Anyhow, his short shuttle was reported to come in at 3.97 and 4.04 as his three-cone-drill was 6.75 and 6.72. All of these are vastly improved from his combine stats.

Now, this can be contributed a bit to the eight pound loss over the month-plus between the two events. But to me, these numbers are way too different for just eight pounds to be the difference.

If the numbers are to be true as reported, this points towards his inability to prepare for important events, such as the NFL combine. However, he still secured a first round selection.

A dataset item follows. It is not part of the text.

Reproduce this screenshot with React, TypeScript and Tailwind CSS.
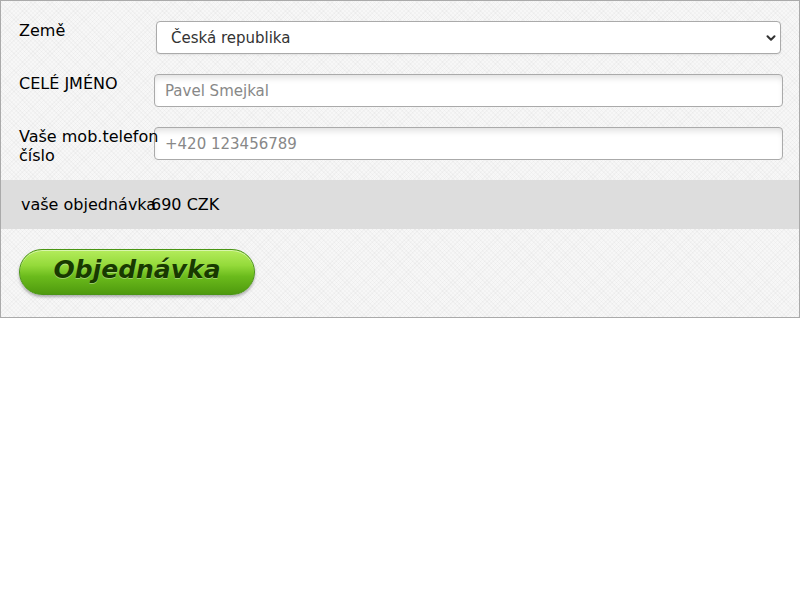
import { ChevronDown } from "lucide-react";

const font = { fontFamily: '"DejaVu Sans", sans-serif' };

function FieldRow({ label, children }: { label: string; children: React.ReactNode }) {
  return (
    <div className="flex items-start">
      <div className="relative z-10 w-[135px] h-[33px] shrink-0 overflow-visible">
        <label className="block w-[145px] text-[16px] leading-[19px] text-black">{label}</label>
      </div>
      <div className="flex-1 min-w-0">{children}</div>
    </div>
  );
}

export default function App() {
  return (
    <div className="w-[800px] h-[600px] bg-white" style={font}>
      <div className="border border-[#aaaaaa] bg-[#f7f7f7] bg-[repeating-linear-gradient(45deg,rgba(0,0,0,0.025)_0px,rgba(0,0,0,0.025)_1px,transparent_1px,transparent_3px),repeating-linear-gradient(-45deg,rgba(0,0,0,0.025)_0px,rgba(0,0,0,0.025)_1px,transparent_1px,transparent_3px)]">
        <div className="flex flex-col gap-5 pt-5 pl-[18px] pr-4">
          <FieldRow label="Země">
            <div className="relative ml-[2px] mr-[2px]">
              <select
                defaultValue="cz"
                className="w-full h-[33px] appearance-none rounded-[4px] border border-[#aaaaaa] bg-white pl-[14px] pt-[2px] text-[15px] text-[#333333] shadow-[0_1px_2px_rgba(0,0,0,0.08)] outline-none"
                style={font}
              >
                <option value="cz">Česká republika</option>
              </select>
              <ChevronDown
                className="pointer-events-none absolute right-[3px] top-[10px] w-[14px] h-[14px] text-[#333333]"
                strokeWidth={3.5}
              />
            </div>
          </FieldRow>
          <FieldRow label="CELÉ JMÉNO">
            <input
              placeholder="Pavel Smejkal"
              className="w-full h-[33px] rounded-[4px] border border-[#aaaaaa] bg-white px-[10px] pt-[1px] text-[15px] text-[#333333] placeholder:text-[#888888] shadow-[inset_0_5px_6px_-2px_rgba(0,0,0,0.12)] outline-none"
              style={font}
            />
          </FieldRow>
          <FieldRow label="Vaše mob.telefon číslo">
            <input
              placeholder="+420 123456789"
              className="w-full h-[33px] rounded-[4px] border border-[#aaaaaa] bg-white px-[10px] pt-[1px] text-[15px] text-[#333333] placeholder:text-[#888888] shadow-[inset_0_5px_6px_-2px_rgba(0,0,0,0.12)] outline-none"
              style={font}
            />
          </FieldRow>
        </div>

        <div className="mt-5 h-[49px] bg-[#dddddd] flex items-center pl-5 text-[16px] text-black">
          <span className="w-[130px] whitespace-nowrap">vaše objednávka</span>
          <span>690 CZK</span>
        </div>

        <div className="pt-5 pb-[22px] pl-[18px]">
          <button
            type="button"
            className="w-[236px] h-[46px] pb-[4px] rounded-full border border-[#4a9514] bg-[linear-gradient(to_bottom,#b4ec5c_0%,#94da3a_35%,#6bbb1c_60%,#4f9a0e_100%)] shadow-[0_2px_3px_rgba(0,0,0,0.3),inset_0_1px_0_rgba(255,255,255,0.5)] text-[25px] font-bold italic text-[#183a00] [text-shadow:0_1px_0_rgba(255,255,255,0.35)]"
            style={font}
          >
            Objednávka
          </button>
        </div>
      </div>
    </div>
  );
}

Additionally, if the reports of 4.22 and 4.28 speed are true at 197.6 pounds is true, comparing him to the other speedy receivers of the league, it would put Reagor in a league of his own.

Tyreek Hill, Marquise Goodwin, Bradin Cooks, Tavon Austin and Henry Ruggs, who all have at least 4.34 40-yard-speed, all are at-least 10-pounds lighter than Reagor.

Statistical Breakdown

We can assume that the Eagles will slide Reagor into the slot receiver position, with Agholor now in Las Vegas.

In 2017, Carson Wentz threw to his slot receiver 17-percent of the time and 15-percent of the time in 2018 and 2019. Let’s average this out to 16-percent.

When it comes to the red zone, Wentz turns to his slot receiver even more. In 2017 he targeted his slot receiver 45-percent of the time, 37-percent of the time in 2018 and 22-percent of the time in 2019.

If we take Wentz’ stats over the last four years, and producing 16-game averages in seasons he didn’t play all 16 games, and averaging them out, we get a stat line of 577 attempts, 373 completions, 4,189 yards and 33 touchdowns.

Taking 16-percent of attempts and completions puts Reagor at 92-targets and 60-receptions. From there, Reagor averaged 17.5, 14.7 and 14.2 yards-per-reception across his three years in college.

Pumping that down to 12 yards-per-reception in the NFL puts his yards at 720 yards.

Averaging out Wentz’ red zone targets to his slot receiver from 2017-2019, puts it at 35-percent. At 33 touchdowns that puts Reagor’s potential touchdowns at 12. Let’s remove a few to account for longer passing touchdowns and give him eight.

This puts him at 180 fantasy points with a projected like of 60 receptions, 720 yards and eight touchdowns. This year he would be at WR35.

Something also worth noting is that Wentz ranked sixth in the league last season with 69 deep pass attempts. He also was tied for seventh with a 58-percent deep ball catchable-percentage. With Reagor’s speed, this will add yards, touchdowns and fantasy value.

Reagor may have the most immediate impact of any rookie receiver but in the long-term, his fantasy out-put is limited.